Gain independence: Do not be a research assistant to your PI. Take initiative. Ask questions – not just the ones you were given – and try to answer them without first asking your PI. Obviously, this is only relevant if you have the necessary consumables and equipment. The point is, there is no need to ask your PI’s assistance every step of the way. A PI needs to be able to manage a project without constant help from a mentor.
Be a PI: Develop a relationship with your PI as a future colleague rather than a supervisor.
Trust yourself: Your PI is not always right. Trust your instincts about the direction of a project.
Think ahead: Plan your future. When you start your postdoc, think about what you will do afterwards and what steps you need to take to get there.
Publish: To publish your work means your project is finished and the time and money spent on it was productive.

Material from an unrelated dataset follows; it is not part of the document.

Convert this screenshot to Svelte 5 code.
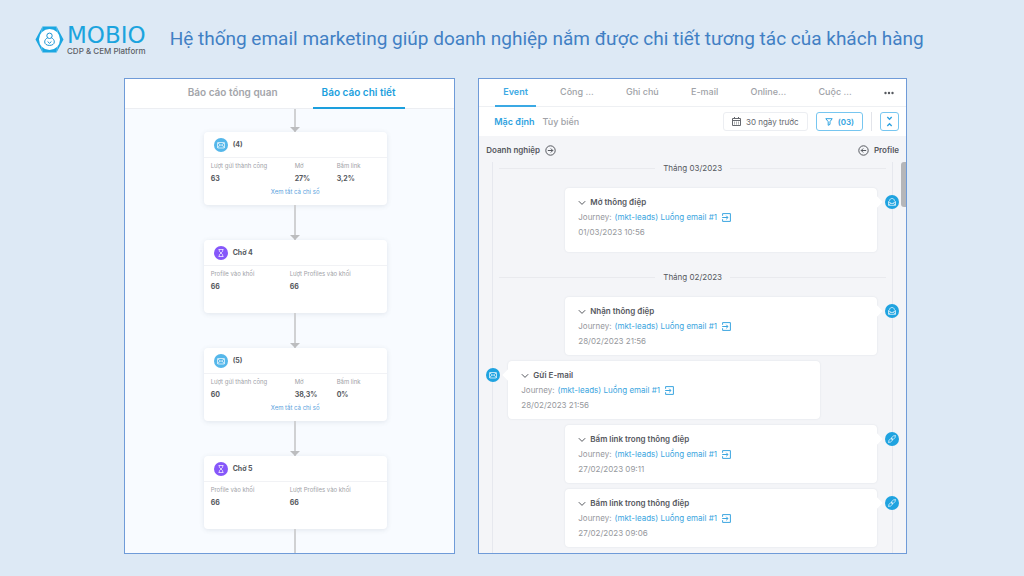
<script>
  const steps = [
    {
      kind: 'mail',
      name: '(4)',
      stats: [
        { label: 'Lượt gửi thành công', value: '63' },
        { label: 'Mở', value: '27%' },
        { label: 'Bấm link', value: '3,2%' },
      ],
    },
    {
      kind: 'wait',
      name: 'Chờ 4',
      stats: [
        { label: 'Profile vào khối', value: '66' },
        { label: 'Lượt Profiles vào khối', value: '66' },
      ],
    },
    {
      kind: 'mail',
      name: '(5)',
      stats: [
        { label: 'Lượt gửi thành công', value: '60' },
        { label: 'Mở', value: '38,3%' },
        { label: 'Bấm link', value: '0%' },
      ],
    },
    {
      kind: 'wait',
      name: 'Chờ 5',
      stats: [
        { label: 'Profile vào khối', value: '66' },
        { label: 'Lượt Profiles vào khối', value: '66' },
      ],
    },
  ];

  const reportTabs = ['Báo cáo tổng quan', 'Báo cáo chi tiết'];
  const profileTabs = ['Event', 'Công ...', 'Ghi chú', 'E-mail', 'Online...', 'Cuộc ...'];

  const journey = '(mkt-leads) Luồng email #1';

  const months = [
    {
      label: 'Tháng 03/2023',
      events: [
        { title: 'Mở thông điệp', time: '01/03/2023 10:56', side: 'profile', icon: 'open', tall: true },
      ],
    },
    {
      label: 'Tháng 02/2023',
      events: [
        { title: 'Nhận thông điệp', time: '28/02/2023 21:56', side: 'profile', icon: 'open' },
        { title: 'Gửi E-mail', time: '28/02/2023 21:56', side: 'business', icon: 'mail' },
        { title: 'Bấm link trong thông điệp', time: '27/02/2023 09:11', side: 'profile', icon: 'link' },
        { title: 'Bấm link trong thông điệp', time: '27/02/2023 09:06', side: 'profile', icon: 'link' },
      ],
    },
  ];

  let reportTab = $state('Báo cáo chi tiết');
  let profileTab = $state('Event');
  let view = $state('Mặc định');
</script>

{#snippet glyph(name)}
  <svg class="glyph" viewBox="0 0 14 14" aria-hidden="true">
    {#if name === 'mail'}
      <rect x="3.5" y="4.5" width="7" height="5.5" rx="0.6" />
      <path d="M3.7 4.8 7 7.5l3.3-2.7M3.7 9.8l2.2-2.9M10.3 9.8 8.1 6.9" />
    {:else if name === 'wait'}
      <path d="M4.5 3.5h5M4.5 10.5h5M5.3 3.5v1.7L7 7 5.3 8.8v1.7M8.7 3.5v1.7L7 7l1.7 1.8v1.7" />
    {:else if name === 'open'}
      <path d="M3.5 10.3V6.8L4.6 5.5C4.8 4.2 5.7 3.5 7 3.5s2.2.7 2.4 2l1.100 1.300v3.500zM3.600 6.900 7 8.700l3.400-1.800M3.700 10.100l2-2M10.300 10.100l-2-2" />
    {:else}
      <path d="M6.6 5.7 8.4 4a1.100 1.100 0 0 1 1.600 1.600L8.300 7.400a1.100 1.100 0 0 1-1.600 0zM7.400 8.300 5.600 10A1.100 1.100 0 0 1 4 8.400l1.700-1.800a1.100 1.100 0 0 1 1.600 0zM9.900 4.100l.9-.9M4.100 9.900l-.9.9" />
    {/if}
  </svg>
{/snippet}

<div class="page">
  <header>
    <div class="brand">
      <svg class="brand-mark" viewBox="0 0 29 27" aria-hidden="true">
        <path d="M7.5.5h14l7 13-7 13h-14l-7-13z" fill="#1ba7e2" />
        <path d="M7.5.5 5 13.500l2.500 13M21.500.5 24 13.500l-2.500 13" fill="none" stroke="#8fd2f1" stroke-width="0.6" />
        <circle cx="14.5" cy="13.5" r="10.5" fill="#fff" />
        <circle cx="14.5" cy="9.8" r="2.7" fill="none" stroke="#1b93d2" />
        <path d="M12.600 11.800c-1.900.9-2.900 2.400-2.900 4.100 0 2.200 2 3.500 4.800 3.500s4.800-1.300 4.800-3.500c0-1.700-1-3.200-2.900-4.100M12.600 15.500l1.900 1.800 1.900-1.800" fill="none" stroke="#1b93d2" />
      </svg>
      <div class="brand-text">
        <span class="brand-name">MOBIO</span>
        <span class="brand-sub">CDP &amp; CEM Platform</span>
      </div>
    </div>
    <h1>Hệ thống email marketing giúp doanh nghiệp nắm được chi tiết tương tác của khách hàng</h1>
  </header>

  <main>
    <section class="panel report">
      <nav class="report-tabs">
        {#each reportTabs as tab}
          <button class:active={reportTab === tab} onclick={() => (reportTab = tab)}>{tab}</button>
        {/each}
      </nav>

      <div class="flow">
        {#each steps as step}
          <div class="arrow"></div>
          <article class="step">
            <div class="step-head">
              <span class="dot {step.kind}">{@render glyph(step.kind)}</span>
              <strong>{step.name}</strong>
            </div>
            <dl class="stats {step.kind}">
              {#each step.stats as stat}
                <div>
                  <dt>{stat.label}</dt>
                  <dd>{stat.value}</dd>
                </div>
              {/each}
            </dl>
            {#if step.kind === 'mail'}
              <a class="all-stats" href="#stats">Xem tất cả chỉ số</a>
            {/if}
          </article>
        {/each}
        <div class="tail"></div>
      </div>
    </section>

    <section class="panel profile">
      <nav class="profile-tabs">
        {#each profileTabs as tab}
          <button class:active={profileTab === tab} onclick={() => (profileTab = tab)}>{tab}</button>
        {/each}
        <button class="more" aria-label="Thêm">
          <svg width="10" height="4" viewBox="0 0 10 4"><circle cx="1.5" cy="2" r="1.2" /><circle cx="5" cy="2" r="1.2" /><circle cx="8.5" cy="2" r="1.2" /></svg>
        </button>
      </nav>

      <div class="toolbar">
        {#each ['Mặc định', 'Tùy biến'] as v}
          <button class="view" class:active={view === v} onclick={() => (view = v)}>{v}</button>
        {/each}
        <button class="date">
          <svg width="9" height="9" viewBox="0 0 9 9" aria-hidden="true"><path d="M.5 1.5h8v7h-8zM.5 3.5h8M2.5 0v2M6.5 0v2" /><path stroke-dasharray="1 1" stroke-width="0.8" d="M2 5.2h5M2 6.9h5" /></svg>
          30 ngày trước
        </button>
        <button class="filter">
          <svg width="8" height="8" viewBox="0 0 8 8" aria-hidden="true"><path d="M.8.7h6.400L5 3.700v2.700L3.200 7.300V3.700z" /></svg>
          (03)
        </button>
        <span class="divider"></span>
        <button class="collapse" aria-label="Thu gọn">
          <svg width="7" height="11" viewBox="0 0 7 11"><path d="M1.300 1 3.500 3.200 5.700 1M1.300 10l2.200-2.200L5.700 10" /></svg>
        </button>
      </div>

      <div class="history">
        <div class="sides">
          <span>
            Doanh nghiệp
            <svg width="11" height="11" viewBox="0 0 11 11" aria-hidden="true"><circle cx="5.5" cy="5.5" r="4.7" /><path d="M2.800 5.500h5M5.800 3.500l2 2-2 2" /></svg>
          </span>
          <span>
            <svg width="11" height="11" viewBox="0 0 11 11" aria-hidden="true"><circle cx="5.5" cy="5.5" r="4.7" /><path d="M8.200 5.500h-5M5.200 3.500l-2 2 2 2" /></svg>
            Profile
          </span>
        </div>

        <div class="timeline">
          {#each months as month}
            <h2>{month.label}</h2>
            {#each month.events as event}
              <div class="event {event.side}">
                <article class:tall={event.tall}>
                  <h3>
                    <svg width="8" height="6" viewBox="0 0 8 6" aria-hidden="true"><path d="M.8 1.200 4 4.400l3.200-3.200" /></svg>
                    {event.title}
                  </h3>
                  <p>
                    Journey: <a href="#journey">{journey}<svg width="9" height="9" viewBox="0 0 9 9" aria-hidden="true"><path d="M.6 2.800V.6h7.800v7.800H.6V6.200M.2 4.500h5.600M4.200 2.700 6 4.500 4.200 6.300" /></svg></a>
                  </p>
                  <time>{event.time}</time>
                </article>
                <span class="dot {event.icon}">{@render glyph(event.icon)}</span>
              </div>
            {/each}
          {/each}
        </div>
        <div class="scrollbar"></div>
      </div>
    </section>
  </main>
</div>

<style>
  :global(body) {
    margin: 0;
    background: #dde9f5;
  }

  .page {
    min-height: 100vh;
    box-sizing: border-box;
    display: flex;
    flex-direction: column;
    padding-bottom: 22px;
    font-family: Inter, 'Noto Sans', sans-serif;
    color: #55585e;
  }

  button {
    padding: 0;
    border: 0;
    background: none;
    font: inherit;
    color: inherit;
    white-space: nowrap;
    cursor: pointer;
  }

  a {
    color: #3ba5e0;
    text-decoration: none;
  }

  h1, h2, h3, p, dl, dd {
    margin: 0;
    font-weight: inherit;
  }

  svg {
    flex: none;
    fill: none;
    stroke: currentColor;
  }

  header {
    display: flex;
    align-items: center;
    gap: 24px;
    height: 78px;
    padding: 0 35px;
  }

  .brand {
    display: flex;
    align-items: center;
    gap: 3px;
  }

  .brand-mark {
    width: 29px;
    height: 27px;
    stroke: none;
  }

  .brand-text {
    display: flex;
    flex-direction: column;
  }

  .brand-name {
    font-family: 'DejaVu Sans', sans-serif;
    font-size: 23px;
    line-height: 23px;
    color: #1ba4de;
  }

  .brand-sub {
    font-size: 8px;
    line-height: 8px;
    font-weight: 500;
    color: #5c5f66;
  }

  h1 {
    font-family: Roboto, sans-serif;
    font-size: 19px;
    line-height: 24px;
    color: #4180c4;
    white-space: nowrap;
  }

  main {
    flex: 1;
    display: flex;
    gap: 23px;
    padding: 0 117px 0 124px;
  }

  .panel {
    display: flex;
    flex-direction: column;
    min-width: 0;
    box-sizing: border-box;
    border: 1px solid #6f9bd8;
    background: #fff;
  }

  .report {
    flex: 331 1 0;
  }

  .profile {
    flex: 429 1 0;
  }

  .report-tabs {
    display: flex;
    justify-content: center;
    gap: 26px;
    height: 29px;
    padding-left: 4px;
    border-bottom: 1px solid #eceef2;
    font-size: 10px;
    font-weight: 600;
    color: #a3a5aa;
  }

  .report-tabs button {
    height: 30px;
    box-sizing: border-box;
    padding: 0 9px 2px;
    border-bottom: 2px solid transparent;
  }

  .report-tabs .active {
    color: #1c9fdd;
    border-color: #1c9fdd;
  }

  .flow {
    flex: 1;
    display: flex;
    flex-direction: column;
    align-items: center;
    padding-left: 11px;
    background: #f8fbff;
  }

  .arrow {
    position: relative;
    width: 2px;
    height: 35px;
    background: #d0d1d3;
  }

  .arrow:first-child {
    height: 23px;
  }

  .arrow::after {
    content: '';
    position: absolute;
    bottom: 0;
    left: -4px;
    border: 5px solid transparent;
    border-top: 5px solid #bcbdbf;
    border-bottom: 0;
  }

  .tail {
    flex: 1;
    width: 2px;
    min-height: 24px;
    background: #d0d1d3;
  }

  .step {
    width: 183px;
    height: 73px;
    border-radius: 4px;
    background: #fff;
    box-shadow: 0 1px 5px rgba(60, 70, 100, 0.12);
  }

  .step-head {
    display: flex;
    align-items: center;
    gap: 5px;
    height: 25px;
    padding-left: 10px;
    border-bottom: 1px solid #f1f2f5;
    font-size: 7px;
  }

  .dot {
    flex: none;
    display: flex;
    width: 14px;
    height: 14px;
    border-radius: 50%;
    background: #1fa3e0;
    color: #fff;
  }

  .step .dot.mail {
    background: #55b7ea;
  }

  .dot.wait {
    background: #8657fa;
  }

  .glyph {
    width: 14px;
    height: 14px;
    stroke-width: 0.7;
  }

  .stats {
    display: grid;
    grid-template-columns: 84px 42px auto;
    padding: 1px 7px 0;
  }

  .stats.wait {
    grid-template-columns: 79px auto;
  }

  dt {
    font-size: 6px;
    line-height: 13px;
    color: #a0a2a7;
    white-space: nowrap;
  }

  dd {
    font-size: 7px;
    line-height: 13px;
    font-weight: 700;
  }

  .all-stats {
    display: block;
    font-size: 6px;
    line-height: 13px;
    text-align: center;
    color: #5b9fdd;
  }

  .profile-tabs {
    display: flex;
    justify-content: space-between;
    height: 27px;
    padding: 0 4px 0 16px;
    border-bottom: 1px solid #eef0f3;
    font-size: 9px;
    font-weight: 500;
    color: #a0a2a7;
  }

  .profile-tabs button {
    height: 28px;
    box-sizing: border-box;
    padding: 0 8px 2px;
    border-bottom: 2px solid transparent;
  }

  .profile-tabs .active {
    font-weight: 600;
    color: #3ba9e4;
    border-color: #3ba9e4;
  }

  .profile-tabs .more {
    color: #55585e;
  }

  .more svg {
    fill: currentColor;
    stroke: none;
  }

  .toolbar {
    display: flex;
    align-items: center;
    gap: 8px;
    height: 29px;
    padding: 0 7px 0 15px;
    font-size: 8px;
  }

  .view {
    font-size: 9px;
    font-weight: 500;
    color: #a0a2a7;
  }

  .view.active {
    font-weight: 600;
    color: #2fa2e0;
  }

  .date, .filter, .collapse {
    display: flex;
    align-items: center;
    justify-content: center;
    gap: 5px;
    height: 19px;
    box-sizing: border-box;
    border: 1px solid #77c6f0;
    border-radius: 3px;
    color: #2fa2e0;
  }

  .date {
    margin-left: auto;
    padding: 0 8px;
    border-color: #eceef2;
    color: #66696f;
  }

  .filter {
    padding: 0 8px;
    font-weight: 600;
  }

  .collapse {
    width: 19px;
    stroke-width: 1.4;
  }

  .divider {
    width: 1px;
    height: 19px;
    background: #e2e4ea;
  }

  .history {
    position: relative;
    flex: 1;
    display: flex;
    flex-direction: column;
    padding: 0 7px;
    background: #f4f5f8;
  }

  .sides {
    display: flex;
    justify-content: space-between;
    height: 24px;
    padding-top: 2px;
    font-size: 8px;
    font-weight: 600;
  }

  .sides span {
    display: flex;
    align-items: center;
    gap: 5px;
  }

  .timeline {
    position: relative;
    flex: 1;
    padding-bottom: 6px;
    font-size: 8px;
    line-height: 15px;
  }

  .timeline::before {
    content: '';
    position: absolute;
    inset: 0 6px;
    border: solid #e6e8ee;
    border-width: 0 1px;
  }

  h2 {
    display: flex;
    align-items: center;
    gap: 8px;
    margin: 19px 0 14px;
    padding: 0 13px;
    font-size: 8px;
    line-height: 12px;
  }

  h2:first-child {
    margin-top: 0;
  }

  h2::before, h2::after {
    content: '';
    flex: 1;
    height: 1px;
    background: #e9eaee;
  }

  .event {
    position: relative;
    display: flex;
    gap: 8px;
    padding-left: 79px;
  }

  .event + .event {
    margin-top: 6px;
  }

  .event.business {
    flex-direction: row-reverse;
    padding: 0 79px 0 0;
  }

  .event article {
    position: relative;
    flex: 1;
    padding: 7px 13px 6px;
    border-radius: 4px;
    background: #fff;
    box-shadow: 0 0 2px rgba(60, 70, 100, 0.12);
  }

  .event article.tall {
    padding-bottom: 12px;
  }

  .event article::after {
    content: '';
    position: absolute;
    top: 10px;
    right: -4px;
    width: 8px;
    height: 8px;
    background: #fff;
    transform: rotate(45deg);
  }

  .event.business article::after {
    right: auto;
    left: -4px;
  }

  .event .dot {
    margin-top: 7px;
  }

  h3 {
    display: flex;
    align-items: center;
    gap: 4px;
    font-size: 8px;
    font-weight: 600;
  }

  p, time {
    display: block;
    color: #96989d;
  }

  p {
    display: flex;
    align-items: center;
    gap: 3px;
  }

  p a {
    display: flex;
    align-items: center;
    gap: 5px;
  }

  .scrollbar {
    position: absolute;
    top: 26px;
    right: 0;
    width: 5px;
    height: 45px;
    border-radius: 3px 0 0 3px;
    background: #b5b6b9;
  }
</style>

Failure is not always bad: As scientists, we know about experiments not working. One of our strengths is our persistence. Often, our failure leads us in a different, however, more beneficial direction. This could be true for our career path too.
What to Do Now?
After wallowing in disappointment for a day, I have decided to move on. My options are to try again or to look at other career options that will suit my love for research. Whether I get another chance or not, I will approach future jobs with the guidance given above. I now have a plan which includes looking for a postdoc, simultaneously investigating alternative career options and a list of possible skills to gain that are required for either path.